The community is at a crossroads. Its post-Cold-War restructuring is more extensive and complex than that of the military as a whole. It is impelled to reconfigure its methods and enabling technologies while concurrently redefining its mission.
One problem involves the community’s diverse collection assets. Having this plethora of systems is essential to maintaining an effective intelligence picture. However, it also can handicap the intelligence community’s ability to provide the user with the right answer at the right time. Often, users do not know what they really want, and they ask for an answer to be given to them in a particular form of intelligence—a specific “-INT.”
That particular -INT may not be the best source for users to get the information that they need. Similarly, another -INT may provide needed information of which the user is not aware. This begs coordination at the national collection level, where collection experts can provide information based on the users’ needs rather than on the intelligence medium.

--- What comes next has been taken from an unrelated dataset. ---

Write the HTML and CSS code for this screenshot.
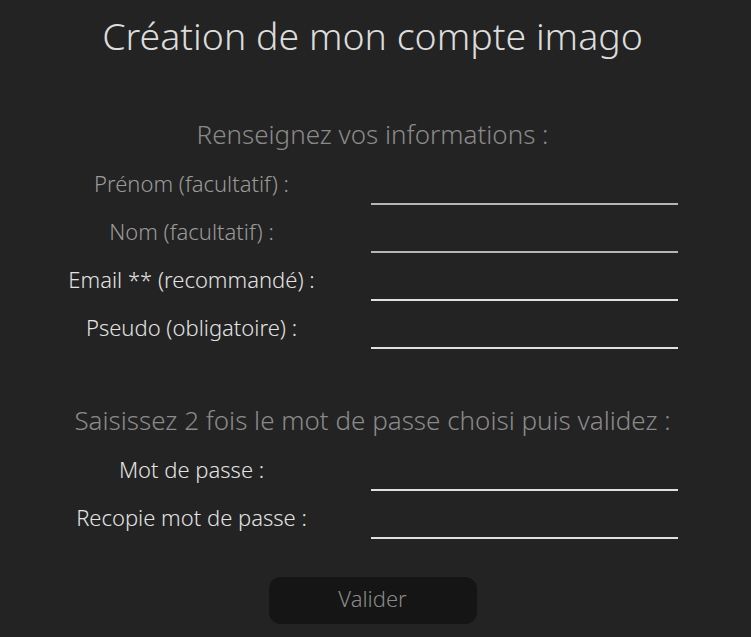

In another example, considerable discussion has focused on developing a common operating picture. Two linchpins for this goal are imagery and geospatial information. Both the National Reconnaissance Office (NRO) and the National Imagery and Mapping Agency (NIMA) are working toward battlespace visualization through their efforts involving a new generation of collection and ground systems. At the same time, however, neither the Defense Department nor the intelligence community can find the funds to bring this effort to fruition.
This is not a technology problem—it is strictly a funding problem. Until information is properly viewed as a weapon, this common operating picture will remain elusive.
Another problem that bears examination is the predominance of legacy collection systems. Even with the massive upgrade work done for the year 2000 problem, many older systems remain in the inventory. New technology is being inserted at a snail’s pace, and planners must overcome this inertia and speed up the introduction of new and updated systems. In many cases, the impediments are processes and cultures, and fixing these can be the most difficult of tasks.
There is virtually no doubt that the United States will fight any future conflict in a joint environment. No conflict ever again will be fought by a single service. In fact, this joint environment likely will be part of a coalition operation. With jointness in mind, collaboration, integration and interoperability often are presented as a given. In reality, we do not know how to do these three activities very well.
In the spirit of the Partnership for Peace, the U.S.-sponsored COMBINED ENDEAVOR exercise, for example, examined North Atlantic Treaty Organization (NATO) interoperability in a wartime environment. A total of 35 countries brought their command and control systems to the table, but connecting all of them continues to be a major challenge—one being met with some success by this year’s COMBINED ENDEAVOR field exercise, which I attended. Technology, however, is not the only limiting factor to interoperability. During the Kosovo air war, the United States had to build separate stand-alone private networks to pass the NATO air tasking order to U.S. military organizations because of policies that prohibit placing NATO classified information on U.S. electronic systems without invoking a set of legacy procedures born of the long-past paper era.
This same policy roadblock exists in the intelligence community. The technology exists to accomplish whatever interoperability tasks are needed, but policy stands in the way, and cultures must change.
The solution simply may be to have one individual take charge. In this case, given the international nature of the problem, the responsibility should fall to the director of central intelligence (DCI), in coordination with the Defense Intelligence Agency (DIA).
This is not to propose discarding individual service intelligence assets. Each service focuses its strengths among different elements—Navy battle groups, Army divisions, Marine expeditionary forces and Air Force wings. At those levels, each service must have its own organic intelligence capability. Someone must take the input from the joint arena and tailor it for the service user, from the infantryman to the fighter pilot.
One potential option would be the establishment of a national collection agency. This organization would coordinate collection resources and efforts as well as supply the input to the services, which would use it for their own purposes. Exploitation, analysis and dissemination would be left to the individual services. A national coordinator also can adjust the budgets within the collection disciplines.
Dealing with these many issues will help eliminate wasteful duplication of effort and provide a far more efficient intelligence resource. And, the community will be better positioned to respond to future changes in its mission. But, most important of all, we will improve the quality of the intelligence product that we deliver to the user—the warfighter.